The conversation carried on. Jeff Schim, however, abandoned the Asper manor and traveled as fast as his spectral legs could carry him to town. True to Pieth's word, Cherry's office was abandoned and the heavy back door ajar. There was no sign of Spiegelman in his cell. He had vanished.
Schim was livid. Suffice to say, he was always livid, but this went beyond the color of his drowned flesh and into the realm of righteous anger.
Cherry was a ghost in his own way. He impossible to locate. He did not occupy his corner of Garrapy's or the hovel he called the room he kept above the feed store. Schim went as far as considering a return to the church, half convinced Cherry might have followed a lead. It was by chance he loitered in Burnham's Goods and Services when Gordon Jewlett, foreman of the Tate ranch, entered in a hurry.
"Back again?" smiled Mrs. Burnham from behind the counter.
"I need more ammunition," the foreman huffed. "Whatever you've got."

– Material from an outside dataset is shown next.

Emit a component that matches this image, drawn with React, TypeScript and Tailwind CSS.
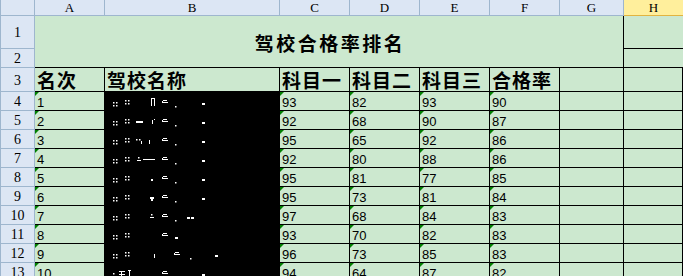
import React from 'react';

// Driving school pass-rate sheet, Excel 2007 look with eye-care green cells
const COLS = ['A', 'B', 'C', 'D', 'E', 'F', 'G', 'H'];

const rows = [
    [1, 93, 82, 93, 90],
    [2, 92, 68, 90, 87],
    [3, 95, 65, 92, 86],
    [4, 92, 80, 88, 86],
    [5, 95, 81, 77, 85],
    [6, 95, 73, 81, 84],
    [7, 97, 68, 84, 83],
    [8, 93, 70, 82, 83],
    [9, 96, 73, 85, 83],
    [10, 94, 64, 87, 82],
];

type Mark = [number, number, number, number];

// leftover pixels of the redacted school names
const dots: Mark[] = [
    [8, 10, 1.5, 1.5], [11, 10, 1.5, 1.5], [8, 13, 1.5, 1.5], [11, 13, 1.5, 1.5],
    [20, 8, 1.5, 1.5], [23, 8, 1.5, 1.5], [20, 11, 1.5, 1.5], [23, 11, 1.5, 1.5],
];
const angle = (x: number): Mark[] => [[x + 1, 8, 4, 1], [x, 10, 6, 1], [x, 9, 1, 2]];
const tail: Mark[] = [[70, 14, 1.5, 1.5], [97, 11, 3, 2]];

const marks: Mark[][] = [
    [...dots, [46, 6, 1, 8], [46, 6, 4, 1], [49, 6, 1, 8], ...angle(57), ...tail],
    [...dots, [31, 10, 7, 2], [47, 9, 1, 4], [49, 8, 1, 1], ...angle(57), ...tail],
    [...dots, [31, 9, 1.5, 1.5], [34, 9, 1.5, 1.5], [36, 11, 1, 3], [44, 10, 1, 4], ...angle(57), ...tail],
    [...dots, [33, 8, 1.5, 1.5], [32, 11, 4, 1], [38, 10, 12, 1], ...angle(57), ...tail],
    [...dots, [46, 11, 2, 2], ...angle(57), ...tail],
    [...dots, [45, 10, 4, 2], [46, 12, 2, 2], ...angle(57), ...tail],
    [...dots, [46, 8, 1.5, 1.5], [45, 11, 4, 1], ...angle(57), [70, 14, 1.5, 1.5], [82, 11, 3, 2], [86, 11, 3, 2]],
    [...dots, ...angle(57), [70, 12, 3, 2]],
    [...dots, [49, 10, 1, 4], ...angle(69), [85, 14, 1.5, 1.5], [110, 11, 3, 2]],
    [[8, 10, 1.5, 1.5], [8, 13, 1.5, 1.5], [14, 8, 6, 1], [14, 11, 6, 1], [16, 8, 1, 6], [24, 7, 1, 7], [23, 7, 3, 1], ...angle(57), [97, 11, 3, 2]],
];

function Redacted({ i }: { i: number }) {
    return (
        <svg width="175" height="18" viewBox="0 0 175 18" className="block">
            {marks[i].map(([x, y, w, h], k) => (
                <rect key={k} x={x} y={y} width={w} height={h} fill="#ffffff" />
            ))}
        </svg>
    );
}

function RowHead({ n }: { n: number }) {
    return (
        <div className="flex items-center justify-center pt-[2px] bg-[#dce6f4] border-l border-r border-b border-[#9eb6ce] text-[14px] leading-[16px] text-black font-['Liberation_Serif',serif]">
            {n}
        </div>
    );
}

function NumCell({ v }: { v: number }) {
    return (
        <div className="relative flex items-end pl-[2px] bg-[#cce8cf] border-r border-b border-black text-[13px] leading-[15px] text-black font-['Liberation_Sans',Arial,sans-serif]">
            <span className="absolute top-0 left-0 w-0 h-0 border-t-[4px] border-r-[4px] border-t-[#008000] border-r-transparent" />
            {v}
        </div>
    );
}

function HeadCell({ label }: { label?: string }) {
    return (
        <div className="flex items-center pl-[2px] bg-[#cce8cf] border-r border-b border-black text-[19px] leading-[20px] font-bold tracking-[1px] text-black font-['Noto_Sans_CJK_SC',sans-serif]">
            {label}
        </div>
    );
}

export default function App() {
    return (
        <div className="w-[683px] h-[276px] overflow-hidden bg-white">
            <div className="grid grid-cols-[35px_70px_175px_70px_70px_70px_70px_64px_59px] grid-rows-[16px_33px_19px_24px_repeat(10,19px)]">
                {/* Column headers */}
                <div className="bg-[#dce6f4] border-l border-r border-b border-[#9eb6ce]" />
                {COLS.map((c) =>
                    c === 'H' ? (
                        <div
                            key={c}
                            className="flex items-center justify-center bg-[#ffef9c] border-b border-[#e2b441] text-[13px] text-black font-['Liberation_Serif',serif]"
                        >
                            {c}
                        </div>
                    ) : (
                        <div
                            key={c}
                            className="flex items-center justify-center bg-[#dce6f4] border-r border-b border-[#9eb6ce] text-[13px] text-black font-['Liberation_Serif',serif]"
                        >
                            {c}
                        </div>
                    )
                )}

                {/* Title rows 1-2 */}
                <RowHead n={1} />
                <div className="col-span-7 row-span-2 flex items-center justify-center pt-[3px] pl-[2px] bg-[#cce8cf] border-r border-b border-black text-[19px] leading-[22px] font-bold tracking-[2.5px] text-black font-['Noto_Sans_CJK_SC',sans-serif]">
                    驾校合格率排名
                </div>
                <div className="bg-[#cce8cf] border-b border-black" />
                <RowHead n={2} />
                <div className="col-start-9 bg-[#cce8cf] border-b border-black" />

                {/* Header row 3 */}
                <RowHead n={3} />
                <HeadCell label="名次" />
                <HeadCell label="驾校名称" />
                <HeadCell label="科目一" />
                <HeadCell label="科目二" />
                <HeadCell label="科目三" />
                <HeadCell label="合格率" />
                <HeadCell />
                <HeadCell />

                {/* Data rows */}
                {rows.map(([rank, k1, k2, k3, rate], i) => (
                    <React.Fragment key={rank}>
                        <RowHead n={i + 4} />
                        <NumCell v={rank} />
                        <div className="bg-black overflow-hidden">
                            <Redacted i={i} />
                        </div>
                        <NumCell v={k1} />
                        <NumCell v={k2} />
                        <NumCell v={k3} />
                        <NumCell v={rate} />
                        <div className="bg-[#cce8cf] border-r border-b border-black" />
                        <div className="bg-[#cce8cf] border-r border-b border-black" />
                    </React.Fragment>
                ))}
            </div>
        </div>
    );
}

Burnham tittered. "Why, Mr. Jewlett, you only bought the shotgun this mornin'."
"I should have bought it sooner," said the foreman. "If I had known, I would have bought it days ago."
"Why, whatever has you worked up?"
Schim cocked his head to listen. The foreman, somewhat pale, shook his head. "You wouldn't believe me if I told you. Please sell me what you can."
"Are you in trouble?"
"It's not somethin' I can explain," he said cryptically.
"Should we call the sheriff?" joked the woman, quite taken with her own wit.
"No! The sheriff is--" The foreman snapped, stopping himself as he regained composure. Mumbling, he said, "...indisposed. I'll take the ammunition. The ladies and I, we'll go away. It will be safer that way..."
"Safer than what?" inquired Burnham, finally recognizing that it was no joke.
"I don't know," said the foreman. "Safer than tryin' to watch the doors in the house. Safer than stickin' around when he comes back to finish what he started."
"What's goin' on?"
Schim had heard enough and suspected he knew his partner's whereabouts. His intuition proved correct although it brought about several questions. Laying face down in the middle of the Tate's parlor, he found the Cherry. It was a curious scene. The lawman was surrounded by a pool of his own blood, his back painted red and ripped raw. The walls and décor of the room were littered with buckshot and the settee had been flipped. Clumps of black fur filled the area in haphazard piles. A blood trail led to a shattered window where the clinging glass and splintered frame had hooked more fur. Most impressive, Cherry was somehow alive. Schim wondered if the bear that had gone after Spiegelman those years before hadn't come back to hunt the sheriff.
As far as Cherry went, there was nothing Schim could do. There was no way to tend to him. Schim didn't wish this upon him; he looked plain awful and in his useless undead state, the deputy could only fret. Yes, Cherry was a moron and yes, if he pulled through, they were going to have a long talk about how the demon he'd brought into town had escaped. Maybe the poor bastard would expire before his missing prisoner brought about a catastrophic disaster. It would be like the man to duck out without taking responsibility.
Schim truly wished Cherry would regain consciousness soon, if only so he could tell him what a tremendous fuckwit he'd been.